• (bkz: mathnet) (bkz: 3 2 1 contact)
  • susam sokağı ndaki mavi üniformalı dedektiflerdi.
    kadının saçı kıvırcık,adam ise keldi .mevcut suçları ön ceplerinde taşıdıkları hesap makinası ve kağıtla hemen çözmeye çalışırlardı.
    hatta sloganları ise "silginiz yoksa sakın hata yapmayın" idi.
    hatta bir olayı şöyle çözüp detone sesi algılamamı sağlamışlardır :

    ünlü bir şarkıcı kaçırılır ..bizimkiler iş başındadır .fidyeciler telefon açıp hayatta olduğunu kanıtlamak için şarkıcıyı konuşturur .
    şarkıcı ise lüt-fen on-lar-ın de-diği-ni yap-ın diyerek ezgili msj verir
    şarkıcının menejeri ise cok ilginç " o hic bir zaman detone olmazdı" der demez bizimkiler aslinda telefon tuşlarının sesini kodladığını bulurlar ve mutlu son.

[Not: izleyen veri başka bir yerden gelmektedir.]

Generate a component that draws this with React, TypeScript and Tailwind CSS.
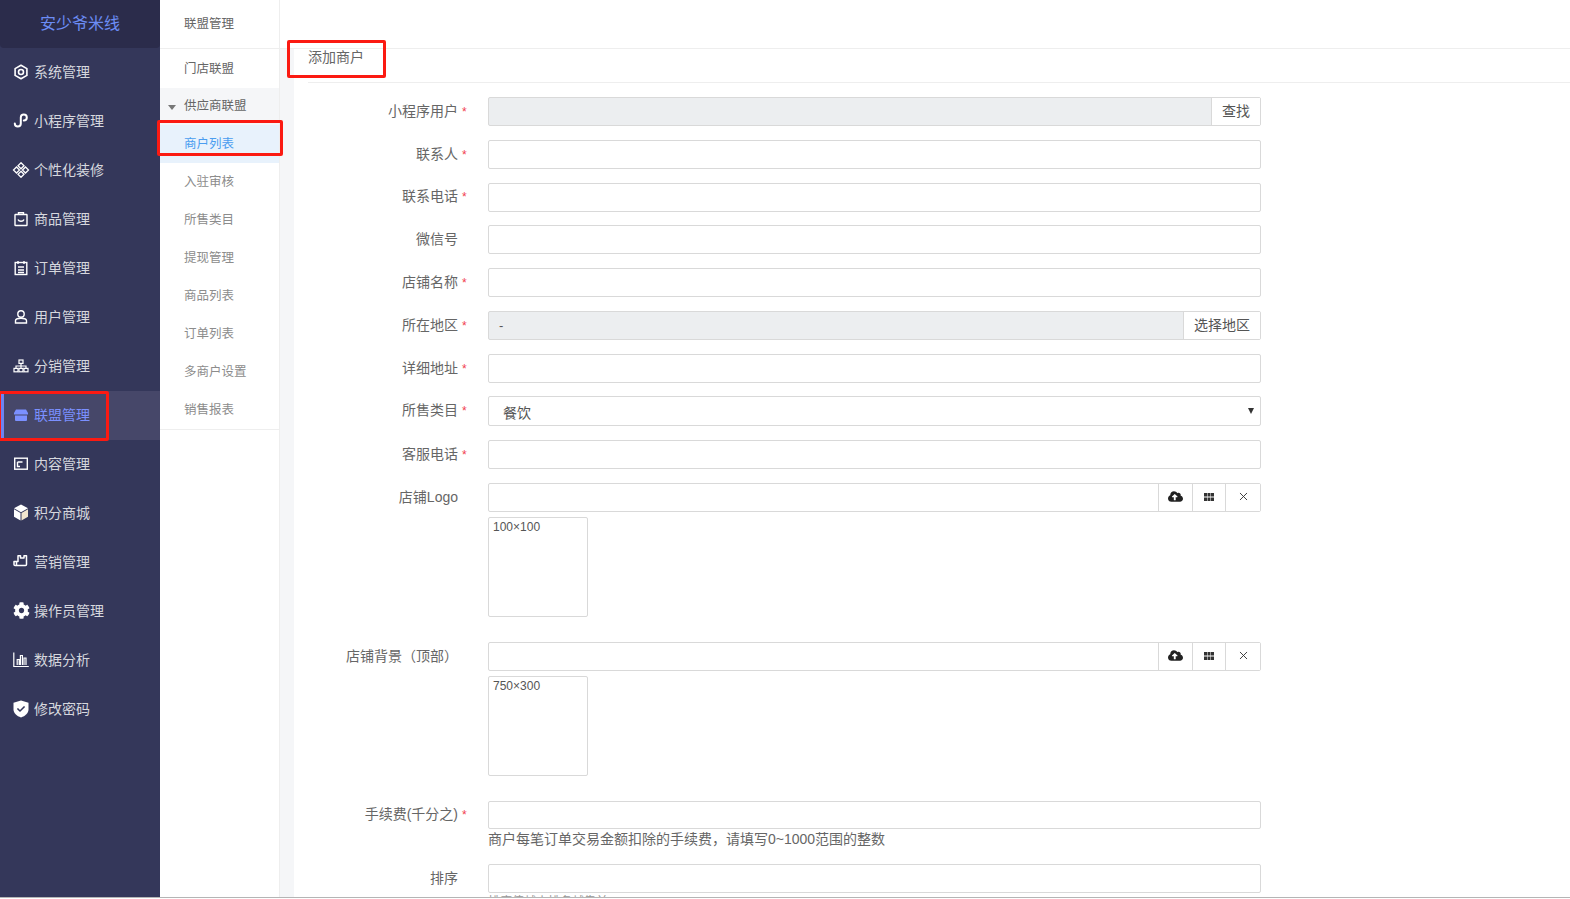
import React from "react";
import { FaCloudUploadAlt, FaCog, FaCheck } from "react-icons/fa";
import { FiX } from "react-icons/fi";

const Ic = ({ children, w = 16, sw = 1.4 }: { children: React.ReactNode; w?: number; sw?: number }) => (
  <svg width={w} height="16" viewBox={`0 0 ${w} 16`} fill="none" stroke="currentColor" strokeWidth={sw} className="shrink-0">{children}</svg>
);

const icons: Record<string, React.ReactNode> = {
  sys: <Ic sw={1.6}><path d="M8 1.200l5.900 3.400v6.800L8 14.800l-5.900-3.400V4.600z" strokeLinejoin="round" /><circle cx="8" cy="8" r="2.500" /></Ic>,
  mini: <Ic sw={2}><path d="M1.800 10.500a3 3 0 1 0 6 0V4.500a3 3 0 1 1 3 3" strokeLinecap="round" /></Ic>,
  deco: <Ic w={18} sw={1.3}><path d="M9 .8l3 3-3 3-3-3zM4.500 5l3 3-3 3-3-3zM13.500 5l3 3-3 3-3-3zM9 9.300l3 3-3 3-3-3z" /></Ic>,
  goods: <Ic><rect x="2" y="3.500" width="12" height="11" rx="0.500" /><path d="M5.500 3.500V1.800h5v1.700M5 8.500c1 2.400 5 2.400 6 0" /></Ic>,
  order: <Ic><rect x="2.200" y="2.500" width="11.600" height="12" /><path d="M5 1v3M11 1v3M5 7h6M5 10h6M5 12.500h6" /></Ic>,
  user: <Ic><circle cx="8" cy="5" r="3.200" /><path d="M2.500 14v-2.200c0-1.200 2-2.600 5.500-2.600s5.500 1.400 5.500 2.600V14z" /></Ic>,
  dist: <Ic sw={1.2}><rect x="6" y="2" width="4" height="3.400" /><rect x="1" y="10.400" width="4" height="3.400" /><rect x="6" y="10.400" width="4" height="3.400" /><rect x="11" y="10.400" width="4" height="3.400" /><path d="M3 10.400V8h10v2.400M8 5.400v5" /></Ic>,
  league: <svg width="16" height="16" viewBox="0 0 16 16" fill="currentColor" className="shrink-0"><path d="M3 2.500h10l2 3.500v1.500H1V6z" /><path d="M2 8.600h12v4.400a1 1 0 0 1-1 1H3a1 1 0 0 1-1-1z" /></svg>,
  content: <Ic><rect x="1.700" y="2.200" width="12.600" height="11" /><path d="M4.500 6h5M4.500 6v4.500h2.500" /></Ic>,
  points: <svg width="16" height="17" viewBox="0 0 16 17" className="shrink-0"><path d="M8 .5l7 3.800L8 8.200 1 4.300z" fill="#ffffff" /><path d="M1 5.300l6.500 3.700v7.500L1 12.800z" fill="#ffffff" /><path d="M15 5.300L8.500 9v7.500l6.500-3.700z" fill="#f2e6cf" /></svg>,
  market: <Ic sw={1.5}><path d="M5 3V1.800h2.500V4H11V1.800h2.500V10.500a1 1 0 0 1-1 1H2a1 1 0 0 1-1-1V7.500h2.500V11M1 7.500h4V3" strokeLinejoin="round" /></Ic>,
  op: <FaCog size={17} className="shrink-0" />,
  data: <Ic sw={1.2}><path d="M.8 .5v14h15M4.200 13V7.500h2V13M7.400 13V3.500h2V13M11 13V6h2v7" /></Ic>,
  pwd: <span className="relative flex shrink-0 text-white"><svg width="16" height="18" viewBox="0 0 16 18" fill="currentColor"><path d="M8 .5l7.500 2.200v6.600c0 4-3.200 6.800-7.500 8.200C3.700 16.100.5 13.300.5 9.300V2.700z" /></svg><FaCheck size={8} className="absolute left-[4px] top-[5px] text-[#34375a]" /></span>,
};

const menu = [
  ["sys", "系统管理"], ["mini", "小程序管理"], ["deco", "个性化装修"], ["goods", "商品管理"], ["order", "订单管理"],
  ["user", "用户管理"], ["dist", "分销管理"], ["league", "联盟管理"], ["content", "内容管理"], ["points", "积分商城"],
  ["market", "营销管理"], ["op", "操作员管理"], ["data", "数据分析"], ["pwd", "修改密码"],
];

const Sidebar = () => (
  <aside className="w-[160px] shrink-0 bg-[#34375a] flex flex-col">
    <div className="h-[48px] bg-[#2b2c4b] rounded-b-[4px] flex items-center justify-center text-[16px] text-[#6c8cf5]">安少爷米线</div>
    {menu.map(([k, t]) => {
      const active = t === "联盟管理";
      return (
        <div key={t} className={`h-[49px] flex items-center gap-[5px] pl-[13px] text-[14px] ${active ? "bg-[#464769] text-[#7b90ff] shadow-[inset_4px_0_0_#6d83f2]" : "text-[#d6d7de]"}`}>
          <span className={`flex w-[16px] justify-center mb-[2px] ${active ? "text-[#7b90ff]" : "text-white"}`}>{icons[k]}</span>
          <span>{t}</span>
        </div>
      );
    })}
  </aside>
);

const SubItem = ({ t, cls = "" }: { t: string; cls?: string }) => (
  <div className={`h-[38px] flex items-center pl-[24px] text-[12.500px] text-[#8c8c8c] ${cls}`}>{t}</div>
);

const SubMenu = () => (
  <nav className="w-[120px] shrink-0 bg-white border-r border-[#eeeeee] flex flex-col">
    <div className="h-[49px] shrink-0 flex items-center pl-[24px] text-[12.500px] text-[#666666] border-b border-[#eeeeee]">联盟管理</div>
    <SubItem t="门店联盟" cls="!h-[39px] pt-[1px] text-[#666666]" />
    <div className="h-[37px] bg-[#f5f6f8] flex items-center pl-[8px] gap-[8px] text-[12.500px] text-[#666666]">
      <span className="w-0 h-0 border-x-[4px] border-x-transparent border-t-[5px] border-t-[#777777] mt-[2px]" />
      供应商联盟
    </div>
    <SubItem t="商户列表" cls="bg-[#e8f2fc] !text-[#4a9df0]" />
    {["入驻审核", "所售类目", "提现管理", "商品列表", "订单列表", "多商户设置", "销售报表"].map((t) => <SubItem key={t} t={t} />)}
    <div className="border-t border-[#eeeeee]" />
  </nav>
);

const Label = ({ t, req, lift }: { t: string; req?: boolean; lift?: boolean }) => (
  <div className={`w-[194px] shrink-0 flex items-center justify-end text-[14px] text-[#666666] ${lift ? "h-[27px]" : "h-[29px]"}`}>
    <span>{t}</span>
    <span className={`w-[30px] pl-[4px] text-[#f1404f] text-[12px] ${req ? "" : "invisible"}`}>*</span>
  </div>
);

const Box = "border border-[#d9d9d9] rounded-[2px] bg-white";

const Row = ({ t, req, lift, mb = "mb-[14px]", children }: { t: string; req?: boolean; lift?: boolean; mb?: string; children?: React.ReactNode }) => (
  <div className={`flex items-start ${mb}`}>
    <Label t={t} req={req} lift={lift} />
    <div className="w-[773px]">{children ?? <div className={`h-[29px] ${Box}`} />}</div>
  </div>
);

const BtnCell = ({ children, up }: { children: React.ReactNode; up?: boolean }) => (
  <div className={`h-full flex items-center justify-center border-l border-[#d9d9d9] text-[14px] text-[#555555] bg-white ${up ? "pb-[2px]" : ""}`}>{children}</div>
);

const Grid3 = () => (
  <svg width="10" height="8" viewBox="0 0 10 8" fill="#333333"><rect x="0" y="0" width="3" height="3.500" /><rect x="3.500" y="0" width="3" height="3.500" /><rect x="7" y="0" width="3" height="3.500" /><rect x="0" y="4.500" width="3" height="3.500" /><rect x="3.500" y="4.500" width="3" height="3.500" /><rect x="7" y="4.500" width="3" height="3.500" /></svg>
);

const Upload = ({ size }: { size: string }) => (
  <>
    <div className={`h-[29px] flex ${Box}`}>
      <div className="flex-1" />
      <div className="w-[34px]"><BtnCell up><FaCloudUploadAlt size={15} color="#222222" /></BtnCell></div>
      <div className="w-[33px]"><BtnCell up><Grid3 /></BtnCell></div>
      <div className="w-[35px]"><BtnCell up><FiX size={13} color="#333333" strokeWidth={1.7} /></BtnCell></div>
    </div>
    <div className={`mt-[5px] w-[100px] h-[100px] pl-[4px] pt-[1px] text-[12px] leading-[17px] text-[#555555] ${Box}`}>{size}</div>
  </>
);

const Form = () => (
  <div className="pt-[14px]">
    <Row t="小程序用户" req>
      <div className={`h-[29px] flex ${Box} !bg-[#eceef0]`}>
        <div className="flex-1" />
        <div className="w-[49px]"><BtnCell>查找</BtnCell></div>
      </div>
    </Row>
    <Row t="联系人" req />
    <Row t="联系电话" req lift mb="mb-[13px]" />
    <Row t="微信号" />
    <Row t="店铺名称" req />
    <Row t="所在地区" req>
      <div className={`h-[29px] flex ${Box} !bg-[#eceef0]`}>
        <div className="flex-1 pl-[10px] text-[13px] leading-[27px] text-[#555555]">-</div>
        <div className="w-[77px]"><BtnCell>选择地区</BtnCell></div>
      </div>
    </Row>
    <Row t="详细地址" req mb="mb-[13px]" />
    <Row t="所售类目" req>
      <div className={`h-[30px] relative flex items-center pl-[14px] pt-[4px] text-[14px] text-[#555555] ${Box}`}>
        餐饮
        <span className="absolute right-[6px] top-[11px] w-0 h-0 border-x-[3px] border-x-transparent border-t-[6px] border-t-[#333333]" />
      </div>
    </Row>
    <Row t="客服电话" req />
    <Row t="店铺Logo" mb="mb-[25px]"><Upload size="100×100" /></Row>
    <Row t="店铺背景（顶部）" mb="mb-[25px]"><Upload size="750×300" /></Row>
    <Row t="手续费(千分之)" req lift mb="mb-[15px]">
      <div className={`h-[28px] ${Box}`} />
      <div className="text-[14px] leading-[20px] text-[#666666]">商户每笔订单交易金额扣除的手续费，请填写0~1000范围的整数</div>
    </Row>
    <Row t="排序" mb="mb-0">
      <div className={`h-[29px] ${Box}`} />
      <div className="text-[12px] leading-[18px] text-[#999999]">排序值越小排名越靠前</div>
    </Row>
  </div>
);

export default function App() {
  return (
    <div className="relative w-[1570px] h-[899px] overflow-hidden bg-white font-['Liberation_Sans','Noto_Sans_CJK_SC',sans-serif]">
      <div className="flex h-[898px] border-b-[1px] border-[#b5b5b5]">
        <Sidebar />
        <SubMenu />
        <main className="flex-1 flex flex-col min-w-0 overflow-hidden">
          <div className="h-[49px] shrink-0 border-b border-[#eeeeee]" />
          <div className="flex-1 flex min-h-0">
            <div className="w-[14px] shrink-0 bg-[#f5f6f8]" />
            <div className="flex-1 min-w-0 overflow-hidden">
              <div className="h-[34px] ml-[14px] border-b border-[#eeeeee] text-[14px] leading-[16px] text-[#666666]">
                <span>添加商户</span>
              </div>
              <Form />
            </div>
          </div>
        </main>
      </div>
      <div className="absolute left-[287px] top-[40px] w-[99px] h-[38px] border-[3px] border-[#fb1a12] rounded-[2px]" />
      <div className="absolute left-[157px] top-[120px] w-[126px] h-[36px] border-[3px] border-[#fb1a12] rounded-[2px]" />
      <div className="absolute left-[-2px] top-[391px] w-[111px] h-[50px] border-[3px] border-[#fb1a12] rounded-[2px]" />
    </div>
  );
}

  • bir de şöyle derlerdi :
    "isimler uydurma ama olaylar gerçek"
  • abidik gubidik gizemleri matematik kullanarak çözen ikili. bir bölümde tenis topunun tabeladan sekmesine "geldiği açıyla geri döner" açıklaması getirerek, o zamanın çocuklarının lise yıllarındaki momentum ve optik konularında rahat etmelerini sağlayan güzel insanlar.

    bir başka bölümde de üç değişik meyvenin kaç farklı şekilde sıralanabileceğini anlatarak taze beyinlere permütasyon altyapısı kazandırmışlardır.
  • her bölümün başında "ops! ops silgi demektir silginiz yoksa sakın hata yapmayın" diyen çocukluk efsanelerimizden.
  • hatırladığım kadarıyla 3 2 1 contact programının son beş dakikasına sıkıştırılmış bir mini diziydi. ama sinir olduğum bir özelliği vardı. hiç bir hikaye o beş dakika içinde başlayıp bitmezdi. bir önceki bölümde başlamış olan macera şimdiki bölümde biter, hemen ardından başka bir macera başlar, ama olaylar gelişmeden bölüm biterdi. ben de balık hafızalı olduğumdan ne eski maceradan birşey anlardım, ne de yeni maceraya doyabilirdim. sonuçta bu diziden aklımda pek birşey kalmadı.